Born in Orillia, Ont., Lightfoot was hailed as Canada's folk troubadour for his soulful music and stirring lyrics. In songs such as “The Canadian Railroad Trilogy” and “The Wreck of the Edmund Fitzgerald”, he explored the country's history, geography and culture.

"He is our poet laureate, he is our iconic singer-songwriter," said Rush singer Geddy Lee in the 2019 documentary “Gordon Lightfoot: If You Could Read My Mind”.

"Gordon's songs are works of art, every bit as relevant as classic poetry," Tom Cochrane said during his salute to Lightfoot at the Canadian Songwriters Hall of Fame gala in 2003.

"But even more importantly, Gordon Lightfoot led the way and he showed us … that you can be true to your roots. You can draw on your influences at home and country and you can incorporate those inspirations into the fabric of your work and still be internationally successful."

A childhood performer on local radio and at regional music festivals, Lightfoot wrote his first song, The Hula Hoop Song, in 1955, while still in high school.

"A lot of the images in my songs are drawn from this kind of country," the singer-songwriter said of Orillia, in a 1967 interview with CBC-TV's Telescope.

"I've been a lot of places and I've seen some nice country. I don't think any of it will ever stay with me or impress me as much as this country here in Muskoka… It's the country I grew up in."

After graduating high school, Lightfoot moved to Los Angeles to study at the Westlake College of Music. He returned to Canada in 1959 and worked a variety of jobs in Toronto. He was a choral performer, a dancer on CBC's Country Hoedown and a folk singer in the Two Tones with Terry Whelan.

In the 1960s, inspired by the music of Bob Dylan, Lightfoot became part of Toronto's burgeoning folk scene. He developed his songwriting and began working on a debut album. Lightfoot! emerged in 1966.

At the same time, Lightfoot started what would become a highly anticipated, annual concert stand at Toronto's Massey Hall. Launched in 1967, it happened every year until the mid-1980s, then dropped down to about once every 18 months. In 2005, Lightfoot resumed the Massey Hall event as an annual tradition.

After earning accolades at home in the late 1960s, Canada's troubadour broke through internationally in the 1970s after signing with Warner Records in the U.S., making a splash at the start of that decade with the release of the single “If You Could Read My Mind”, now a folk standard.

Lightfoot followed that up, over the next six years, with what became many of his best-known songs, such as “Beautiful”, “Sundown”, “Don Quixote”, “Carefree Highway”, “Rainy Day People” and “The Wreck of the Edmund Fitzgerald”.

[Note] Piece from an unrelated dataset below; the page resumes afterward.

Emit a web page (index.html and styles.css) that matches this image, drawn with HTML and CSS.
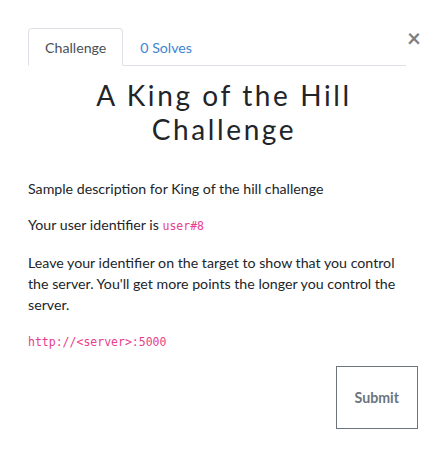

In addition to early adopters like fellow folkies Ian and Sylvia Tyson, and Peter, Paul and Mary, a wide range of artists recorded Lightfoot's music, including his idol Bob Dylan. Elvis Presley, Johnny Cash, Petula Clark, Stompin' Tom Connors, Liza Minelli, Barbra Streisand, Sarah McLachlan and Anne Murray.

"I never heard a cover of one of my songs that I didn't like," Lightfoot told the Arkansas Democrat Gazette newspaper in 2008.

Prime Minister Justin Trudeau said Canada has lost "one of our greatest singer-songwriters.

Lightfoot is survived by his wife, Kim, six children — Fred, Ingrid, Galen, Eric, Miles and Meredith — and several grandchildren.